> [Short exercise]: Retype each line of the material exactly, please, skipping any picture in it.

> [Recorded information]:
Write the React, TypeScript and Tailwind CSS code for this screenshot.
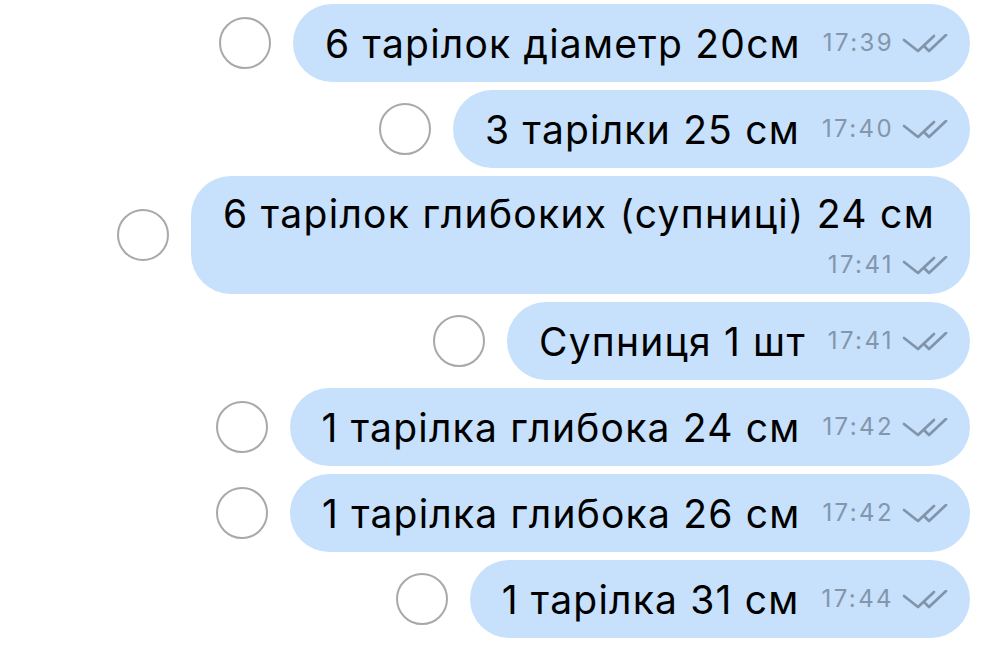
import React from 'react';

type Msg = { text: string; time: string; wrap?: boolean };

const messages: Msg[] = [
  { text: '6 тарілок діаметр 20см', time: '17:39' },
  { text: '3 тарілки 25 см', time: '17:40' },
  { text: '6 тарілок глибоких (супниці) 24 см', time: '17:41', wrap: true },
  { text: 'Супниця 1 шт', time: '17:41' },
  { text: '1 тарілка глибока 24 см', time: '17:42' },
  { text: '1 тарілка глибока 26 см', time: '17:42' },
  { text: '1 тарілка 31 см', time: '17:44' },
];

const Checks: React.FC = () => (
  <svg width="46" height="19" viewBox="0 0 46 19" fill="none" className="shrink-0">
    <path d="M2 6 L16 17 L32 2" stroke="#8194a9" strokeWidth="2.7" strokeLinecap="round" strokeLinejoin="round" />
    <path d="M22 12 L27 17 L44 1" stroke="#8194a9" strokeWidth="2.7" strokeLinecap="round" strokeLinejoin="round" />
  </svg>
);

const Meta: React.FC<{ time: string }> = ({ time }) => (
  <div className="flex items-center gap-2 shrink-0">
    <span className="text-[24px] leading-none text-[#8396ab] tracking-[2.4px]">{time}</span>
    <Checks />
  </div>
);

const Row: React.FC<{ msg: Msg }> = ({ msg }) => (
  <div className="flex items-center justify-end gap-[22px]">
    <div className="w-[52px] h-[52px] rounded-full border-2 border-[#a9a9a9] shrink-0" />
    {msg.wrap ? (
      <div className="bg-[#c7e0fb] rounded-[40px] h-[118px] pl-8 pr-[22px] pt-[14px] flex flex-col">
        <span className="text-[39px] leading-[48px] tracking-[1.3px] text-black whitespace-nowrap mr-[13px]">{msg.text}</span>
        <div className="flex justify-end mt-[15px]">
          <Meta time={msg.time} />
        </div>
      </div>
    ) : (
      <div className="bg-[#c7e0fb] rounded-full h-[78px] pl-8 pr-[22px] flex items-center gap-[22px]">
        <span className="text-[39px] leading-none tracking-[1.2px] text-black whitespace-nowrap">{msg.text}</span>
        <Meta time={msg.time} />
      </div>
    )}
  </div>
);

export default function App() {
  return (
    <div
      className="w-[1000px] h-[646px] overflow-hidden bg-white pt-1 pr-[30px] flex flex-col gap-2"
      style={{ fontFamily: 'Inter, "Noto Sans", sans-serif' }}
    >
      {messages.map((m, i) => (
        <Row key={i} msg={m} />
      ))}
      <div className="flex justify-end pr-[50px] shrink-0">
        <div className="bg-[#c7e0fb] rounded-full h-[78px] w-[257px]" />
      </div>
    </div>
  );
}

> [Correct response]:
Write the React, TypeScript and Tailwind CSS code for this screenshot.
import React from 'react';

type Msg = { text: string; time: string; wrap?: boolean };

const messages: Msg[] = [
  { text: '6 тарілок діаметр 20см', time: '17:39' },
  { text: '3 тарілки 25 см', time: '17:40' },
  { text: '6 тарілок глибоких (супниці) 24 см', time: '17:41', wrap: true },
  { text: 'Супниця 1 шт', time: '17:41' },
  { text: '1 тарілка глибока 24 см', time: '17:42' },
  { text: '1 тарілка глибока 26 см', time: '17:42' },
  { text: '1 тарілка 31 см', time: '17:44' },
];

const Checks: React.FC = () => (
  <svg width="46" height="19" viewBox="0 0 46 19" fill="none" className="shrink-0">
    <path d="M2 6 L16 17 L32 2" stroke="#8194a9" strokeWidth="2.7" strokeLinecap="round" strokeLinejoin="round" />
    <path d="M22 12 L27 17 L44 1" stroke="#8194a9" strokeWidth="2.7" strokeLinecap="round" strokeLinejoin="round" />
  </svg>
);

const Meta: React.FC<{ time: string }> = ({ time }) => (
  <div className="flex items-center gap-2 shrink-0">
    <span className="text-[24px] leading-none text-[#8396ab] tracking-[2.4px]">{time}</span>
    <Checks />
  </div>
);

const Row: React.FC<{ msg: Msg }> = ({ msg }) => (
  <div className="flex items-center justify-end gap-[22px]">
    <div className="w-[52px] h-[52px] rounded-full border-2 border-[#a9a9a9] shrink-0" />
    {msg.wrap ? (
      <div className="bg-[#c7e0fb] rounded-[40px] h-[118px] pl-8 pr-[22px] pt-[14px] flex flex-col">
        <span className="text-[39px] leading-[48px] tracking-[1.3px] text-black whitespace-nowrap mr-[13px]">{msg.text}</span>
        <div className="flex justify-end mt-[15px]">
          <Meta time={msg.time} />
        </div>
      </div>
    ) : (
      <div className="bg-[#c7e0fb] rounded-full h-[78px] pl-8 pr-[22px] flex items-center gap-[22px]">
        <span className="text-[39px] leading-none tracking-[1.2px] text-black whitespace-nowrap">{msg.text}</span>
        <Meta time={msg.time} />
      </div>
    )}
  </div>
);

export default function App() {
  return (
    <div
      className="w-[1000px] h-[646px] overflow-hidden bg-white pt-1 pr-[30px] flex flex-col gap-2"
      style={{ fontFamily: 'Inter, "Noto Sans", sans-serif' }}
    >
      {messages.map((m, i) => (
        <Row key={i} msg={m} />
      ))}
      <div className="flex justify-end pr-[50px] shrink-0">
        <div className="bg-[#c7e0fb] rounded-full h-[78px] w-[257px]" />
      </div>
    </div>
  );
}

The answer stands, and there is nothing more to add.